Summary
Title: Life, Sex, and Ideas: The Good Life Without God
Author: A. C. Grayling
Publisher: Oxford University Press
ISBN: 0195162528
Pro:
Short but engaging essays on a variety of moral, social, and political issues
Raises a great deal of interesting questions and ideas that deserve serious thought
Con:
I wish it were longer
Description:
Collection of essays, previously published elsewhere, on a variety of topics
Offers a critical and philosophical examination of different social, moral, and political issues
Provides an expression of how to live a good and moral life without God or religion
Full Review
There are a few philosophers who try to reach out beyond the class room, with one of the most fascinating being A. C. Grayling, a British literary journalist and university professor of philosophy who contributes the weekly column "The Last Word" to The Guardian. Grayling has written a great deal of material that attempts to bring philosophical questions and philosophical thinking to a wider audience, some of which has been collected in the recent book Life, Sex, and Ideas: The Good Life Without God.
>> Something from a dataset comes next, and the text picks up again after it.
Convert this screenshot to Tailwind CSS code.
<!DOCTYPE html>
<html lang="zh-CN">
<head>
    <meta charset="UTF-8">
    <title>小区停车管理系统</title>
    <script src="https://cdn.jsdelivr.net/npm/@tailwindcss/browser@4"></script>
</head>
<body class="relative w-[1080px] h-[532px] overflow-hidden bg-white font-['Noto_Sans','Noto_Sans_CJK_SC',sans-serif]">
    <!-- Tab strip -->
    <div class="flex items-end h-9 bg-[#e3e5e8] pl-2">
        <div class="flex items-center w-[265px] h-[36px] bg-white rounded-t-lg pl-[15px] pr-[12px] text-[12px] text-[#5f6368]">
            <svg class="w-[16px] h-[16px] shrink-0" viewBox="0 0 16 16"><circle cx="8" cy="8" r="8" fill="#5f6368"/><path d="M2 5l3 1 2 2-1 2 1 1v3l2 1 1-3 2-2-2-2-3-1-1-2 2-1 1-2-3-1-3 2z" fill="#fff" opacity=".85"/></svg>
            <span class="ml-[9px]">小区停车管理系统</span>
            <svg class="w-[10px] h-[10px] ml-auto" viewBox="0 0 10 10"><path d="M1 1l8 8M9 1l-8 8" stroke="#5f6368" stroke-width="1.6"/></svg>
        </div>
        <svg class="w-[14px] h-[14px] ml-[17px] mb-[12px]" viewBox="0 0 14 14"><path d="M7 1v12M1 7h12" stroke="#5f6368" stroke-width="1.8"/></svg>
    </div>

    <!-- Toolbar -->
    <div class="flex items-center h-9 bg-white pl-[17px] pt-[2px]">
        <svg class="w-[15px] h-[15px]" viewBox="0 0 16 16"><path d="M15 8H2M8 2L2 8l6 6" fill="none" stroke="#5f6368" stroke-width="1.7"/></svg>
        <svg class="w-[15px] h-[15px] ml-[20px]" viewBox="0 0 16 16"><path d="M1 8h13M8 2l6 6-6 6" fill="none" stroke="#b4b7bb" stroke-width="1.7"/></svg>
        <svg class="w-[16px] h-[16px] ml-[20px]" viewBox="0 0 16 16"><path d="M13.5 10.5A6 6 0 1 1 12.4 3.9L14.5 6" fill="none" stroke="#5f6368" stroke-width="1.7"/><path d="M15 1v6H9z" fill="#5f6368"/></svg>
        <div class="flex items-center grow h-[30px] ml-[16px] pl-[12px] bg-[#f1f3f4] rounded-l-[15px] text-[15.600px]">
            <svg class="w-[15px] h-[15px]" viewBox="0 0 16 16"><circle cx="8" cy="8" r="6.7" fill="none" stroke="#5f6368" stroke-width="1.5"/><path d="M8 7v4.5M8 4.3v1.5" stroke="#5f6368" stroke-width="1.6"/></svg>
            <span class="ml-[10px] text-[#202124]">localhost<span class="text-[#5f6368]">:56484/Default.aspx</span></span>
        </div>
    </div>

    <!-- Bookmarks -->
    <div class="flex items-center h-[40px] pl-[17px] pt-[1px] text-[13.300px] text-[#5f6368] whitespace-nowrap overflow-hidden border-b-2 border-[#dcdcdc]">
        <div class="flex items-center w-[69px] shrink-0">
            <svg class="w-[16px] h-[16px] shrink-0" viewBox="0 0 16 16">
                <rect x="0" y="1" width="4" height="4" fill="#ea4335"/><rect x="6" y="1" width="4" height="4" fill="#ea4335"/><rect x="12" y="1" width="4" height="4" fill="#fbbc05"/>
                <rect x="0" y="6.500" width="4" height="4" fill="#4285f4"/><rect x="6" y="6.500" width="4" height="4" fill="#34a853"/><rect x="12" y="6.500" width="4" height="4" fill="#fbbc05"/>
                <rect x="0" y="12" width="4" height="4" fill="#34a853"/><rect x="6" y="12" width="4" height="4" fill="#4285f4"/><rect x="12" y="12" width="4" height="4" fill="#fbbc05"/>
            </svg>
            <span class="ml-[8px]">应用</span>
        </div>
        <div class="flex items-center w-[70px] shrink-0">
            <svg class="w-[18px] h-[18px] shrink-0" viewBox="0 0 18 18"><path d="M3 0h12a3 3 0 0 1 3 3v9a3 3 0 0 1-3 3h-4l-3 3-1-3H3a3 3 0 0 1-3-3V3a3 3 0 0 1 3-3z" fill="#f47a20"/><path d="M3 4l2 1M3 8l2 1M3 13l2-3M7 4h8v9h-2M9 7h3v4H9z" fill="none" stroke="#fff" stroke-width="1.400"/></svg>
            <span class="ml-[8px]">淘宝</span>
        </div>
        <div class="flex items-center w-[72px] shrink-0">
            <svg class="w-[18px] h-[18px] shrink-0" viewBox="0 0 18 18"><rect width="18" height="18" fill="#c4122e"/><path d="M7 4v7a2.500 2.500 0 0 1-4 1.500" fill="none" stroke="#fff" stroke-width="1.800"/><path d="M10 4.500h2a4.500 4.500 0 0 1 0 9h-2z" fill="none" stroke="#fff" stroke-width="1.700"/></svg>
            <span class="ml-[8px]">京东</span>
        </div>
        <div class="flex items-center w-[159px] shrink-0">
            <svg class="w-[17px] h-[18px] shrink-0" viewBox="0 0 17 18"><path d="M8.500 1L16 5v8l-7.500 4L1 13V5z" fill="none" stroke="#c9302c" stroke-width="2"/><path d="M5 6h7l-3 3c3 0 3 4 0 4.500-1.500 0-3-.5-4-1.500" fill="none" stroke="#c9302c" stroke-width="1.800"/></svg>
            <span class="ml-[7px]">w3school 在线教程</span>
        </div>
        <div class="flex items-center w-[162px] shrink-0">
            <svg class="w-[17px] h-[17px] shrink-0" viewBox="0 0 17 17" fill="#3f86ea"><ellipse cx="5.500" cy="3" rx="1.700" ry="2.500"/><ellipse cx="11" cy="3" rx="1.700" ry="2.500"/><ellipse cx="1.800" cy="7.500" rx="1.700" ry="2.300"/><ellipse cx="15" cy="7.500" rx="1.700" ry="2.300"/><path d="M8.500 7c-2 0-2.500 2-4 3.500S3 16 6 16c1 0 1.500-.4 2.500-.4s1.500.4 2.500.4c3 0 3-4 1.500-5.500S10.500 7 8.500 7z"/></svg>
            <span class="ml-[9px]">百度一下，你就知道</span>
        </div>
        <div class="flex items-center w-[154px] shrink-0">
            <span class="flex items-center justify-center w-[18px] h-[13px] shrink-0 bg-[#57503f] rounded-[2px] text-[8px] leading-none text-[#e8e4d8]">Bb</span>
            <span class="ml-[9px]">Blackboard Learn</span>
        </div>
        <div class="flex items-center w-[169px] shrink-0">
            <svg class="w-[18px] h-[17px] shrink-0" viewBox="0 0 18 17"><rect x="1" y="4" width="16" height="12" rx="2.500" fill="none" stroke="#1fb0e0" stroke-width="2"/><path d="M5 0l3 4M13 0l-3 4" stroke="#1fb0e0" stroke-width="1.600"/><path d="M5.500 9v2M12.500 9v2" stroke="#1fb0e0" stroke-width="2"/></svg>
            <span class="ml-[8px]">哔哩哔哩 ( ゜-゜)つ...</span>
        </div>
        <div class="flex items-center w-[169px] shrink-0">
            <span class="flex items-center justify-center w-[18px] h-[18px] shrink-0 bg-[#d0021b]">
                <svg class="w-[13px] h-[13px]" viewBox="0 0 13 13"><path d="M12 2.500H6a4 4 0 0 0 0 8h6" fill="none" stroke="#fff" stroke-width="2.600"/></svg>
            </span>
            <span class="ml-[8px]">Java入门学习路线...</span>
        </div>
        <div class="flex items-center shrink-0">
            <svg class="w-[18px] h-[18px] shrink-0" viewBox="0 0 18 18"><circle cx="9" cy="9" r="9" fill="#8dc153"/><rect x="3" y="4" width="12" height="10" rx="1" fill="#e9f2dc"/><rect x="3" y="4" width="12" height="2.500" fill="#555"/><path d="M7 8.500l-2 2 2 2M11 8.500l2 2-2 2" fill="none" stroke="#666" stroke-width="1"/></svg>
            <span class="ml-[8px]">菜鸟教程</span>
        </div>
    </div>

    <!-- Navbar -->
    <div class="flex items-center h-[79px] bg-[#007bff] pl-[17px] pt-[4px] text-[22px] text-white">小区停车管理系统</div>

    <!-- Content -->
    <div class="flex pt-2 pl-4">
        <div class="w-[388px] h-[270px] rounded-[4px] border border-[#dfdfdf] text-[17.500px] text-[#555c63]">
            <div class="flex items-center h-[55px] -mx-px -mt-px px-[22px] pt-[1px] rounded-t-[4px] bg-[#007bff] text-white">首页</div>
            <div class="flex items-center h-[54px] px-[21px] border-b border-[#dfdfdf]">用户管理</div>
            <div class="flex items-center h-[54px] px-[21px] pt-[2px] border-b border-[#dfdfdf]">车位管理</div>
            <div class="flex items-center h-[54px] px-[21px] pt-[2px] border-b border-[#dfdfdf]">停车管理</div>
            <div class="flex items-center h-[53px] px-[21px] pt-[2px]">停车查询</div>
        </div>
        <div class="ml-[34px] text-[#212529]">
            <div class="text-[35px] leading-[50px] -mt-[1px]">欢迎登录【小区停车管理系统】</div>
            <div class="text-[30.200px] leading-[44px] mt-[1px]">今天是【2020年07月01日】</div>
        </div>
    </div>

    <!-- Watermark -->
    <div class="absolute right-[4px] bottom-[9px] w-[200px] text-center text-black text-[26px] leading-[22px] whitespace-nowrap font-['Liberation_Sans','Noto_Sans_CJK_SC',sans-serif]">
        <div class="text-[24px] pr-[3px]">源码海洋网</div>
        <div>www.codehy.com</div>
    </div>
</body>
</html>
The origins of the many short pieces that appear in this work are varied, but they were all chosen and arranged with a deliberate eye towards illuminating particular themes from different directions. General topics include morality, culture, war, sex, and nature. A more overarching theme can be noted, however, in the collection's subtitle: The Good Life Without God.
Grayling does not shy away from giving his opinions on things, writing for example that "there is no greater social evil" than religion and that religion is, in fact, the source of many of our social ills rather than a likely source of solutions. At the same time, it isn't exactly clear how he defines "religion." He certainly includes the traditional and even fundamentalist expressions of Judaism, Christianity, and Islam, but he doesn't seem to have any complaints about Buddhism, Confucianism, or other religious systems. A slightly different perspective can be found in a later essay:
- "[T]he real reason for the bitterness and persistence of human conflicts has little to do with resources and everything to do with ideology, opinions, beliefs and traditions. ...It is only humans, with their congenital vice of inventing differences of politics and faith, who murder one another because they disagree. And what makes the tragedy more poignant is that the less secure their grounds for belief, the more anxious and violent their adherence to it - and the greater their readiness to kill and die in its defense."

Grayling's real enemy, it seems, is dogmatic and unyielding submission to an ideology while refusing to grant the possibility that others may have a point or justification for their own beliefs. There is no question that this occurs far too often in religion; in fact, it seems reasonable to conclude that religion's chief weakness may be its susceptibility to such pretensions. However, there is also no question but that it occurs readily outside of religion as well. While it may be a weakness of religion, it is more significantly a weakness of humanity to which we all are susceptible.